The best nights out I have in Durham now are usually socials. The opportunity to meet new people, the camaraderie and the drinking games add that extra interest that Durham nightlife itself fails to provide. Going to Boathouse or Jimmy A’s is usually the best part of a night. Bars in Durham are just as they are everywhere else; as long as the music isn’t too loud, the drinks aren’t too expensive and there’s somewhere to sit, it’s difficult to get a bar badly wrong. It’s the clubs themselves, the supposed climax of a night out, that are a disappointment.
Yes, there is Fishtank, but no-one ever goes. Itchy Feet is an occasional distraction but does not provide a viable alternative to the usual Durham night out.
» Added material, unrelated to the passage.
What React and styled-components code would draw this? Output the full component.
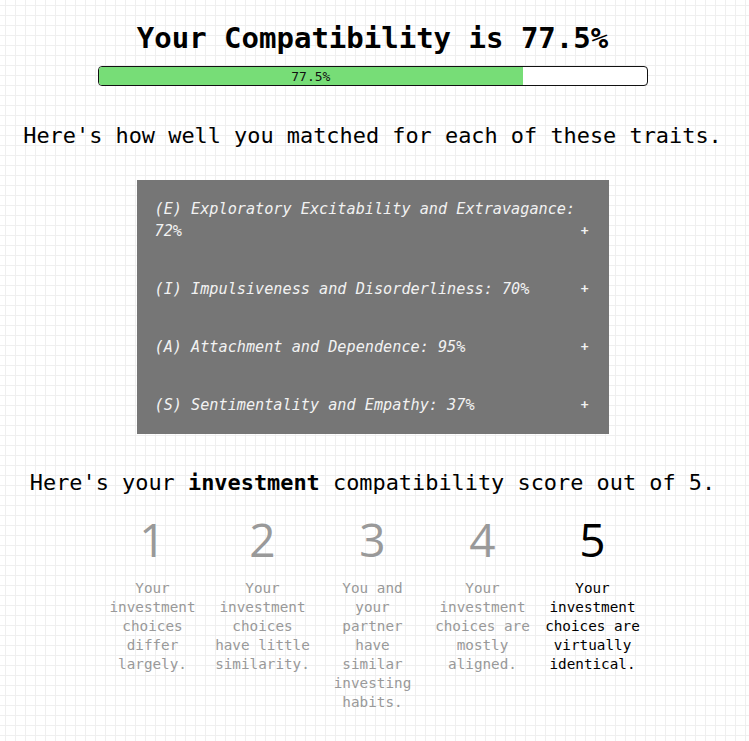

The DSU is a complete write-off; even they have given up trying to produce a decent night out for anyone. College bars are fun and sociable, but not really a night out; like most other aspects of Durham nightlife, they are usually tacky, dirty and cheap, and best enjoyed with a large dose of irony. Most of the time, I don’t want an ‘ironic’ night out; I don’t want to do silly dance moves in the limited space that a packed Studio usually provides, or mime ‘I can be your hero baby’ at a friend. I want decent music, a bar that I can access and an interesting crowd. Durham very rarely provides any of these.